Graduation address: Tuesday 21 June afternoon ceremony

Graduation address by Professor Rhiannon Purdie, School of English 


Vice-Chancellor, colleagues, special guests and graduates.

Here is a statement that a Graduation Address never normally starts with: welcome back!  Normally, the point of a Graduation Address is to wave and cheer on behalf of the University as we launch you into the world. But for you, the Class of 2020, the world was suddenly turned on its head during the final few weeks of your degrees with the global Covid-19 pandemic. We all found ourselves locked up, pixellating and stuttering through the remaining classes online. You got through strange final assessments online only to realise that the graduation celebrations which your previous four (or five) years had been leading up to would have to be postponed. Maybe you envied the class of 2021, whose graduation wouldn't be blighted because of course the pandemic would be long gone by then...  

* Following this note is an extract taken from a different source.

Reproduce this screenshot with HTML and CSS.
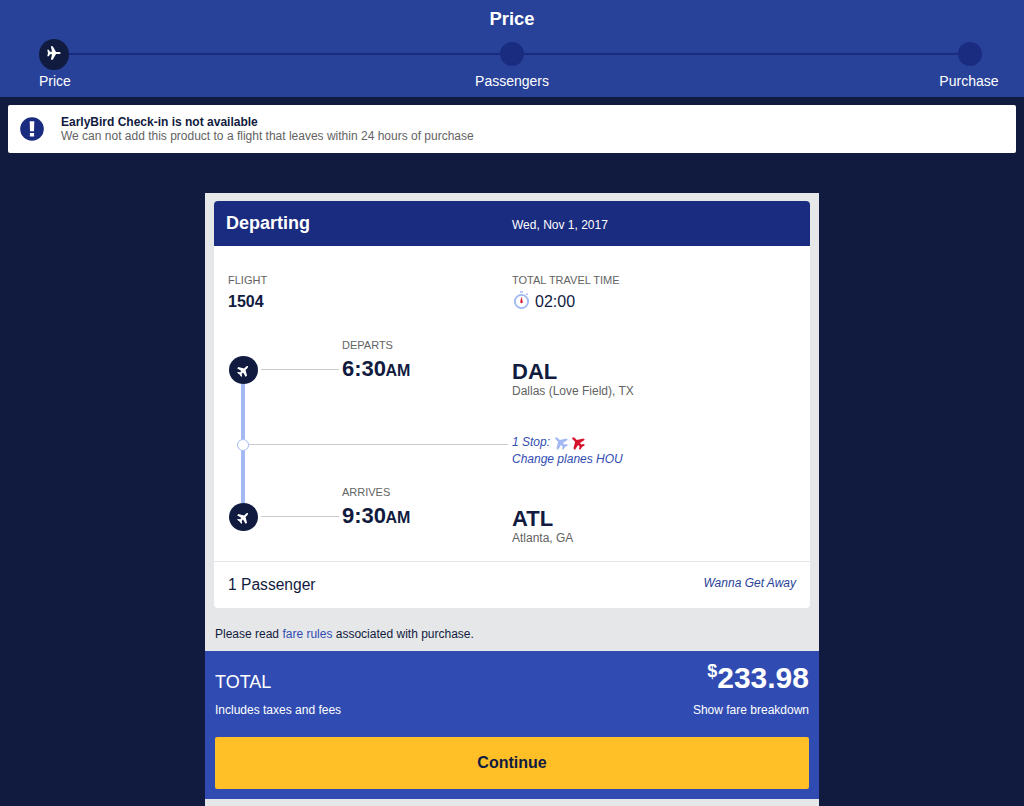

Next, I would usually say something at once sentimental and vaguely threatening like 'you might not realise it yet, but St Andrews has become part of you, and you will find yourself drawn inexorably back to visit this place where you became an adult'. But you haveve been out in the rough and tumble of the world for two years already and you have come back: you know the strength of your ties to this place as a simple fact. You also probably do not need the kinds of advice we normally offer to starry-eyed new graduates, but I'm an academic and I pontificate to audiences for a living. I am that annoying elderly aunt who corners you at a wedding reception when you just want to party with the rest of them, and I am going to go ahead and give you some advice anyway.    

The first thing is something my father told me when I was agonising over whether to go back and do a PhD. I was teaching English in Japan at the time, which was huge fun and difficult to give up; I worried about the kind of debt I would rack up if I went back to studying; I fretted about how old I would be – almost 30! – before I finished and could embark on a grown-up career at last. I expected him to have an opinion one way or the other and I was all set to argue with him about it whatever it was, but he just said: 'Well you know, the real difficulty in life isn't doing things, it's figuring out your priorities. You can't do or have everything, so which is the thing you most want and that you'll sacrifice other things for if necessary? That's the difficult call to make. But once you've made it, the rest is just admin.'  'Just admin' may oversimplify things a bit but I have found this advice genuinely useful at various points in my life so I pass it on to you in the hopes that you will too.

The second slightly more controversial piece of advice comes from my friend, let us call her Morag. Many years ago, when our sons were in primary school together, her son was getting bullied by an older boy who was really starting to knock him about. Morag had always taught her sons that hitting people was wrong, violence was never the answer, you talk things out etc. But talking was not working with this bully and her son asked her anxiously what he should do. Morag looked down into her little boy's face, she imagined this older kid terrorising him, and she really tried to give her usual advice that you should never hit anyone. Did I mention that Morag is from Glasgow? Anyway. She ended up saying 'you should never hit people' – and she took a big breath – 'but if you ever DO have to hit someone, darlin', make it a cracker.' Like Morag, I do not advocate violence. I am a Professor of English and I mean you to take this story on a purely metaphorical level. With that in mind, class of 2020, if life ever puts you into the kind of intolerable position where all negotiation and compromise has failed and you have no other recourse but to throw a metaphorical punch, remember your Scottish training: make it a cracker.

Huge congratulations to you, the resilient class of 2020, and to the families that supported you through it all too. Enjoy your time back in St Andrews this week and go party -- you have earned it.